## Start Task material
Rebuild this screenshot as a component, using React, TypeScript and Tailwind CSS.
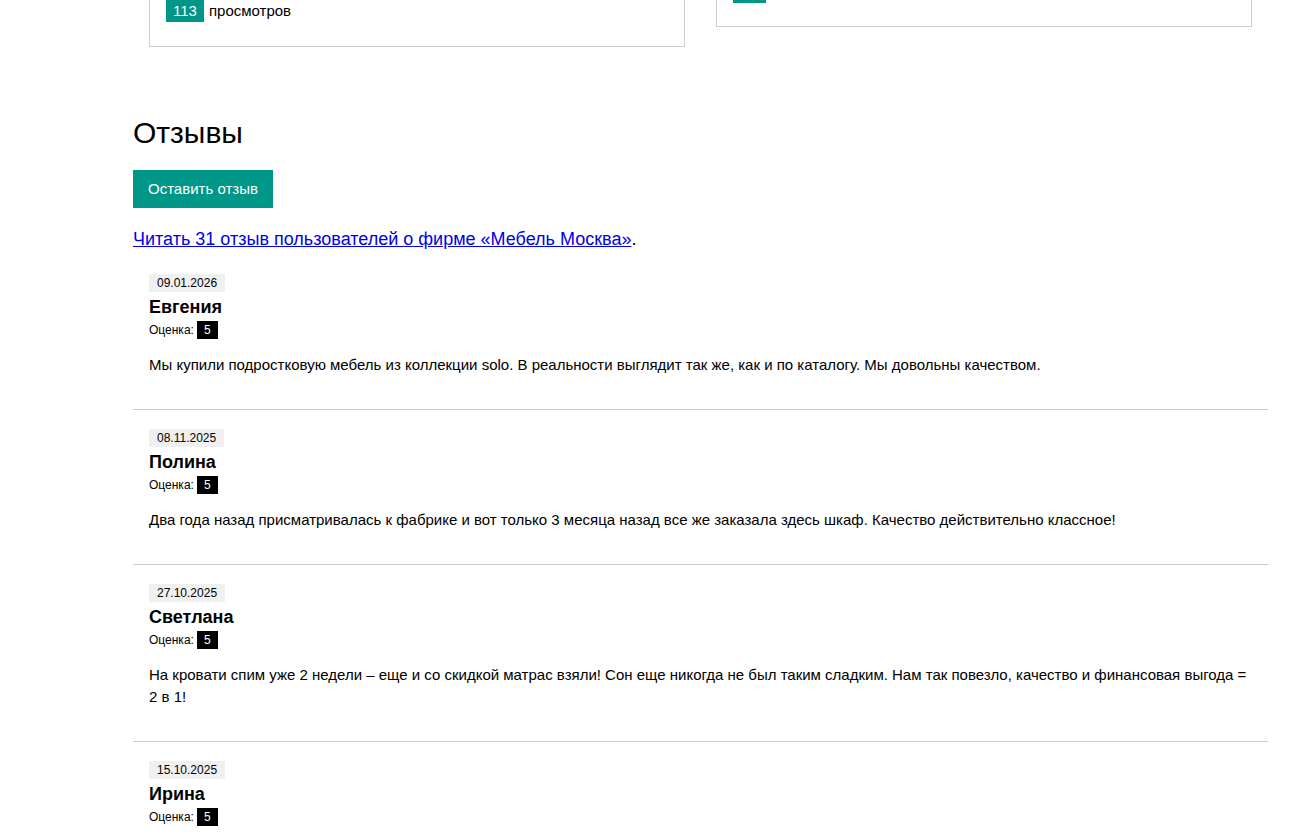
import React from "react";

const reviews = [
  {
    date: "09.01.2026",
    name: "Евгения",
    text: "Мы купили подростковую мебель из коллекции solo. В реальности выглядит так же, как и по каталогу. Мы довольны качеством.",
  },
  {
    date: "08.11.2025",
    name: "Полина",
    text: "Два года назад присматривалась к фабрике и вот только 3 месяца назад все же заказала здесь шкаф. Качество действительно классное!",
  },
  {
    date: "27.10.2025",
    name: "Светлана",
    text: "На кровати спим уже 2 недели – еще и со скидкой матрас взяли! Сон еще никогда не был таким сладким. Нам так повезло, качество и финансовая выгода = 2 в 1!",
  },
  {
    date: "15.10.2025",
    name: "Ирина",
    text: "",
  },
];

export default function App() {
  return (
    <div
      className="w-[1300px] h-[835px] overflow-hidden bg-white text-black"
      style={{ fontFamily: '"Liberation Sans", Arial, sans-serif' }}
    >
      <div className="ml-[133px] w-[1135px]">
        <div className="grid grid-cols-2 gap-[31px] px-4 items-start">
          <div className="border-x border-b border-[#cccccc] px-4 pb-6">
            <div className="flex items-center h-[22px]">
              <span className="bg-[#009688] text-white text-[15px] leading-[22px] px-[7px]">113</span>
              <span className="text-[15px] leading-[22px] ml-[5px]">просмотров</span>
            </div>
          </div>
          <div className="border-x border-b border-[#cccccc] px-4 pb-[23px]">
            <div className="w-[33px] h-[3px] bg-[#009688]"></div>
          </div>
        </div>

        <h2 className="text-[30px] leading-[36px] font-normal mt-[68px]">Отзывы</h2>
        <button className="mt-[19px] bg-[#009688] text-white text-[15px] leading-[18px] h-[38px] px-[15px] block">
          Оставить отзыв
        </button>
        <p className="mt-[20px] text-[18px] leading-[22px]">
          <a href="#" className="text-[#0000ee] underline">
            Читать 31 отзыв пользователей о фирме «Мебель Москва»
          </a>
          .
        </p>

        <div className="mt-[4px]">
          {reviews.map((r, i) => (
            <div
              key={i}
              className={`px-4 ${i === 0 ? "pt-5" : "pt-[19px]"} pb-[33px] ${i < reviews.length - 1 ? "border-b border-[#cccccc]" : ""}`}
            >
              <div className="w-fit bg-[#f0f0f0] text-[12px] leading-[18px] px-2">{r.date}</div>
              <div className="text-[18px] leading-[22px] font-bold mt-[4px]">{r.name}</div>
              <div className="flex items-center mt-[3px] h-[18px]">
                <span className="text-[12px] leading-[18px]">Оценка:</span>
                <span className="ml-[3px] bg-black text-white text-[12px] leading-[18px] px-[7px]">5</span>
              </div>
              {r.text && <p className="mt-[15px] text-[15px] leading-[22px]">{r.text}</p>}
            </div>
          ))}
        </div>
      </div>
    </div>
  );
}
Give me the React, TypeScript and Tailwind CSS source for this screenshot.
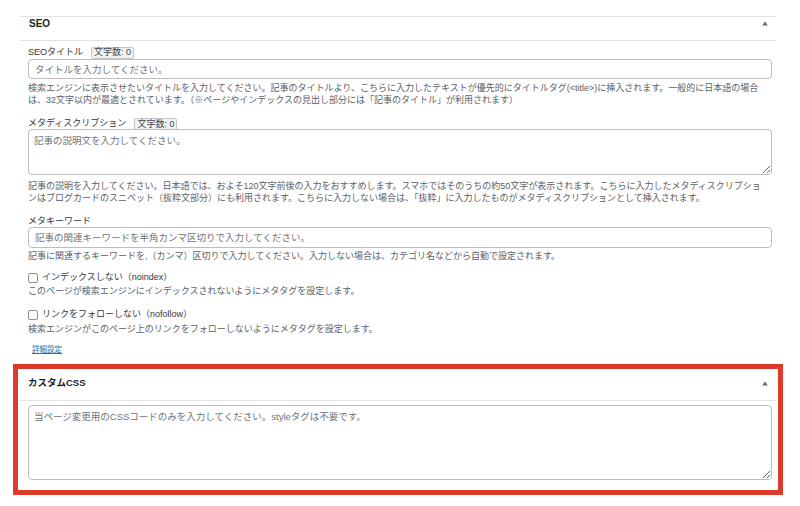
## End Task material
Aim:
Take the lines above from the top of the records through the one with "import React from" and repeat them exactly, without any pictures.

Task output:
Rebuild this screenshot as a component, using React, TypeScript and Tailwind CSS.
import React from "react";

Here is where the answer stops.